The Douglas Fitch-designed woodland creatures from HANSEL AND GRETEL (2006) were either whimsical or downright creepy, depending on how you felt about the electronic 'screen' eyes.
Despite their colorful execution, fairytale creations can be as scary as circus clowns are to some of us (and isn’t Pagliacci just a step away from being a slasher movie anyway?), but the nightmarish creatures of Julie Taymor’s Grendel left no room for interpretation. They were unnervingly inhuman and grotesquely asymmetrical.

These primitive abominations spawn the more man-like Grendel. The monster-as-protagonist was not only more humanoid, he was the most human character in the opera. It’s a widely popular theme in monster movies, going back to King Kong and Boris Karloff’s child-like monster in Frankenstein in the 1930s. We’re the creature. The marginalized, misfits and misunderstood of the world relate to the lagoon monsters and transformed un-men spurned by damsels in distress and hostile villagers alike.

Of course, the more singing a creature has to do, the more free the face has to be. Denyce Graves’ dragon, with three supporting vocalists as the tail, was actually more of a traditional opera costume.
But no one… and I mean NO ONE… did more heroic above-and-beyond singing in a monster suit than Daniel Okulitch in 2008′s The Fly!

David Cronenberg’s first foray into opera was technically a reinterpretation of his landmark 1986 film, but it had a firm foot in the 1958 original as well. The Fly is an evolution of the familiar mad scientist theme, but with a more sympathetic lead. Seth Brundle isn’t a hand-gnashing madman cackling like a lunatic in his ominous lab. He’s brilliant, he’s onto something big, and in a very human moment of weakness and impatience makes a small mistake with unimaginably profound consequences. (Hmm, sounds like opera, doesn’t it?) All he tries to do from there is get back to being human, but the paths he takes go more and more wrong until the ultimate tragic conclusion.

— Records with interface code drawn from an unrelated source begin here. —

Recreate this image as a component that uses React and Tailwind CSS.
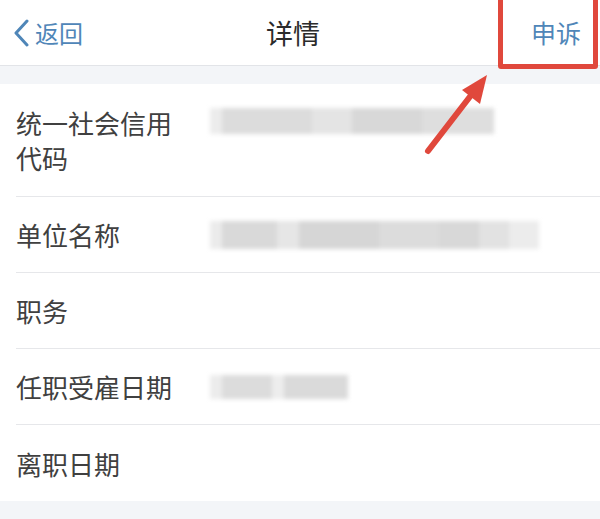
import React from 'react';

const font = { fontFamily: '"Noto Sans CJK SC", "Noto Sans", sans-serif' };

const Blur = ({ blocks }) => (
  <div className="flex items-center blur-[2px]">
    {blocks.map((b, i) => (
      <div key={i} className={b} />
    ))}
  </div>
);

const Row = ({ label, children, last, tall }) => (
  <div className={`ml-4 flex ${tall ? 'items-start py-[21px]' : 'items-center h-[76px]'} ${last ? '' : 'border-b border-[#e6e7ea]'}`}>
    <div className="w-[178px] shrink-0 text-[26px] leading-[35px] text-[#404040]">{label}</div>
    <div className={`ml-4 ${tall ? 'mt-[3px]' : ''}`}>{children}</div>
  </div>
);

export default function App() {
  return (
    <div className="relative w-[600px] h-[519px] overflow-hidden bg-[#f3f5f8]" style={font}>
      {/* nav bar */}
      <div className="h-[66px] bg-white border-b border-[#e2e4e8] grid grid-cols-3 items-center px-[13px]">
        <div className="flex items-center text-[#4f86b8]">
          <svg width="18" height="28" viewBox="0 0 18 28" fill="none" stroke="currentColor" strokeWidth="3" strokeLinecap="round" strokeLinejoin="round">
            <path d="M14 2 L3 14 L14 26" />
          </svg>
          <span className="ml-[4px] text-[24px] leading-none">返回</span>
        </div>
        <div className="text-[27px] text-[#2b2b2b] leading-none text-center pr-[14px]">详情</div>
        <div className="text-[25px] text-[#4f86b8] leading-none text-right pr-[6px]">申诉</div>
      </div>

      <div className="h-[18px]" />

      <div className="bg-white">
        <Row label="统一社会信用代码" tall>
          <Blur
            blocks={[
              'w-[12px] h-[26px] bg-[#ececec]',
              'w-[90px] h-[26px] bg-[#dcdcdc]',
              'w-[40px] h-[26px] bg-[#e4e4e4]',
              'w-[70px] h-[26px] bg-[#d8d8d8]',
              'w-[72px] h-[26px] bg-[#dedede]',
            ]}
          />
        </Row>
        <Row label="单位名称">
          <Blur
            blocks={[
              'w-[12px] h-[28px] bg-[#ebebeb]',
              'w-[55px] h-[28px] bg-[#d9d9d9]',
              'w-[22px] h-[28px] bg-[#e6e6e6]',
              'w-[80px] h-[28px] bg-[#d6d6d6]',
              'w-[60px] h-[28px] bg-[#dcdcdc]',
              'w-[40px] h-[28px] bg-[#d8d8d8]',
              'w-[30px] h-[28px] bg-[#e2e2e2]',
              'w-[30px] h-[28px] bg-[#ececec]',
            ]}
          />
        </Row>
        <Row label="职务" />
        <Row label="任职受雇日期">
          <Blur
            blocks={[
              'w-[12px] h-[24px] bg-[#ececec]',
              'w-[50px] h-[24px] bg-[#dcdcdc]',
              'w-[12px] h-[24px] bg-[#ededed]',
              'w-[64px] h-[24px] bg-[#dadada]',
            ]}
          />
        </Row>
        <Row label="离职日期" last />
      </div>

      {/* highlight box */}
      <div className="absolute left-[498px] top-[-8px] w-[100px] h-[77px] border-[5px] border-[#e0483c] rounded-[3px]" />

      {/* arrow */}
      <svg className="absolute left-0 top-0" width="600" height="519" viewBox="0 0 600 519">
        <line x1="428" y1="151" x2="472" y2="94" stroke="#e0483c" strokeWidth="6" strokeLinecap="round" />
        <polygon points="487,75 462,90 480,104" fill="#e0483c" />
      </svg>
    </div>
  );
}
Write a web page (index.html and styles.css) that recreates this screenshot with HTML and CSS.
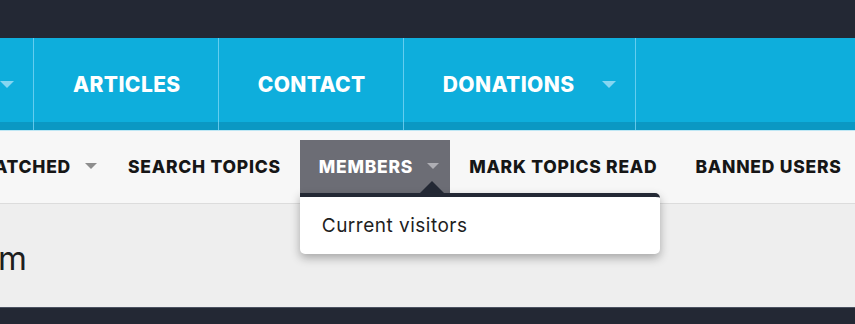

Two latex-based creature suits, created by Mark Rappaport/Creature Effects, turned baritone into beast in The Fly. The first being simple lab clothes with lumpy semi-insectoid arms and head attached. This half-way creature look (lovingly referred to as “pants monsters” by the fan community) evoked the classic dirt-cheap B-movies of the 50s and 60s – The Hideous Sun Demon coming immediately to mind.

The stage-two transformation was a full-body suit. Now as any monster movie buff knows, all full-body suits harken back to The Creature from the Black Lagoon, and the opera’s costume did its pedigree proud. But this suit had some special needs no movie gear ever had to deal with: the wearer had to sing in it. And sing suspended upside down from a scaffolding!

The Fly ended with a cinema-quality puppet/suit emerging from a smoking piece of retro lab tech. The man succumbed to monster, and the monster met its end, returning the Dorothy Chandler Pavilion stage to the relative tranquility of crazed knife-wielding lovers and bloody political intrigue.
And while I fully realize it is not The Fly, but Butterfly that keeps us open, as a monster movie buff I’m honored to have been here to see some amazing live stuff on stage.